• _WORK INSTRUCTIONS_: Repeat every line of the data exactly, but not the pictures.

• _SOURCE EXCERPT_:

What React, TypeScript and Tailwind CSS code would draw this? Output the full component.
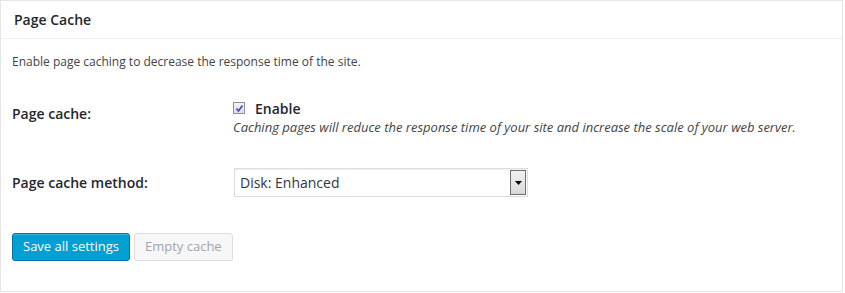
import { memo } from "react";

const font = { fontFamily: '"Open Sans", "Noto Sans", sans-serif' };

function SelectBox() {
    return (
        <div className="flex items-center w-[294px] h-[29px] border border-[#ddd] bg-white pl-[5px] pr-[1px] shadow-[inset_0_1px_2px_rgba(0,0,0,0.07)]">
            <span className="flex-1 text-[14px] text-[#32373c]">Disk: Enhanced</span>
            <div className="flex items-center justify-center w-[16px] h-[25px] border border-[#707070] bg-gradient-to-b from-[#f2f2f2] to-[#d8d8d8]">
                <svg width="7" height="4" viewBox="0 0 7 4">
                    <path d="M0 0h7L3.5 4z" fill="#000" />
                </svg>
            </div>
        </div>
    );
}

function Checkbox() {
    return (
        <span className="flex items-center justify-center w-[12px] h-[12px] border border-[#8f8f9d] bg-gradient-to-b from-[#f4f4f8] to-[#dcdce6]">
            <svg width="9" height="9" viewBox="0 0 9 9">
                <path d="M1.5 4.5 L3.5 7 L7.5 1.5" fill="none" stroke="#3b4bb0" strokeWidth="1.6" />
            </svg>
        </span>
    );
}

function App() {
    return (
        <div className="w-[845px] h-[293px] bg-white" style={font}>
            <div className="w-[843px] h-[292px] border border-[#e5e5e5] bg-white">
                <div className="h-[38px] flex items-center px-[13px] border-b border-[#eee]">
                    <h3 className="text-[14px] font-semibold text-[#23282d]">Page Cache</h3>
                </div>

                <div className="px-[11px] text-[13px] text-[#444]">
                    <p className="mt-[13px] leading-[20px] text-[12px]">
                        Enable page caching to decrease the response time of the site.
                    </p>

                    <div className="flex mt-[20px]">
                        <div className="w-[221px] pt-[11px] font-semibold text-[14px] text-[#23282d]">Page cache:</div>
                        <div className="pt-[6px]">
                            <label className="flex items-center gap-[10px] h-[20px]">
                                <Checkbox />
                                <span className="font-semibold text-[14px] text-[#23282d]">Enable</span>
                            </label>
                            <p className="italic text-[13px] leading-[19px] text-[#444]">
                                Caching pages will reduce the response time of your site and increase the scale of your web server.
                            </p>
                        </div>
                    </div>

                    <div className="flex items-center mt-[31px]">
                        <div className="w-[222px] font-semibold text-[14px] text-[#23282d]">Page cache method:</div>
                        <SelectBox />
                    </div>

                    <div className="flex gap-[4px] mt-[36px]">
                        <button className="h-[28px] px-[10px] rounded-[3px] border border-[#0073aa] bg-[#00a0d2] text-white text-[13px] shadow-[0_1px_0_rgba(120,200,230,0.5)_inset]">
                            Save all settings
                        </button>
                        <button className="h-[28px] px-[10px] rounded-[3px] border border-[#ddd] bg-[#f7f7f7] text-[#a0a5aa] text-[13px]">
                            Empty cache
                        </button>
                    </div>
                </div>
            </div>
        </div>
    );
}

export default memo(App);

• _TASK RESULT_:
What React, TypeScript and Tailwind CSS code would draw this? Output the full component.
import { memo } from "react";

const font = { fontFamily: '"Open Sans", "Noto Sans", sans-serif' };

function SelectBox() {
    return (
        <div className="flex items-center w-[294px] h-[29px] border border-[#ddd] bg-white pl-[5px] pr-[1px] shadow-[inset_0_1px_2px_rgba(0,0,0,0.07)]">
            <span className="flex-1 text-[14px] text-[#32373c]">Disk: Enhanced</span>
            <div className="flex items-center justify-center w-[16px] h-[25px] border border-[#707070] bg-gradient-to-b from-[#f2f2f2] to-[#d8d8d8]">
                <svg width="7" height="4" viewBox="0 0 7 4">
                    <path d="M0 0h7L3.5 4z" fill="#000" />
                </svg>
            </div>
        </div>
    );
}

function Checkbox() {
    return (
        <span className="flex items-center justify-center w-[12px] h-[12px] border border-[#8f8f9d] bg-gradient-to-b from-[#f4f4f8] to-[#dcdce6]">
            <svg width="9" height="9" viewBox="0 0 9 9">
                <path d="M1.5 4.5 L3.5 7 L7.5 1.5" fill="none" stroke="#3b4bb0" strokeWidth="1.6" />
            </svg>
        </span>
    );
}

function App() {
    return (
        <div className="w-[845px] h-[293px] bg-white" style={font}>
            <div className="w-[843px] h-[292px] border border-[#e5e5e5] bg-white">
                <div className="h-[38px] flex items-center px-[13px] border-b border-[#eee]">
                    <h3 className="text-[14px] font-semibold text-[#23282d]">Page Cache</h3>
                </div>

                <div className="px-[11px] text-[13px] text-[#444]">
                    <p className="mt-[13px] leading-[20px] text-[12px]">
                        Enable page caching to decrease the response time of the site.
                    </p>

                    <div className="flex mt-[20px]">
                        <div className="w-[221px] pt-[11px] font-semibold text-[14px] text-[#23282d]">Page cache:</div>
                        <div className="pt-[6px]">
                            <label className="flex items-center gap-[10px] h-[20px]">
                                <Checkbox />
                                <span className="font-semibold text-[14px] text-[#23282d]">Enable</span>
                            </label>
                            <p className="italic text-[13px] leading-[19px] text-[#444]">
                                Caching pages will reduce the response time of your site and increase the scale of your web server.
                            </p>
                        </div>
                    </div>

                    <div className="flex items-center mt-[31px]">
                        <div className="w-[222px] font-semibold text-[14px] text-[#23282d]">Page cache method:</div>
                        <SelectBox />
                    </div>

                    <div className="flex gap-[4px] mt-[36px]">
                        <button className="h-[28px] px-[10px] rounded-[3px] border border-[#0073aa] bg-[#00a0d2] text-white text-[13px] shadow-[0_1px_0_rgba(120,200,230,0.5)_inset]">
                            Save all settings
                        </button>
                        <button className="h-[28px] px-[10px] rounded-[3px] border border-[#ddd] bg-[#f7f7f7] text-[#a0a5aa] text-[13px]">
                            Empty cache
                        </button>
                    </div>
                </div>
            </div>
        </div>
    );
}

export default memo(App);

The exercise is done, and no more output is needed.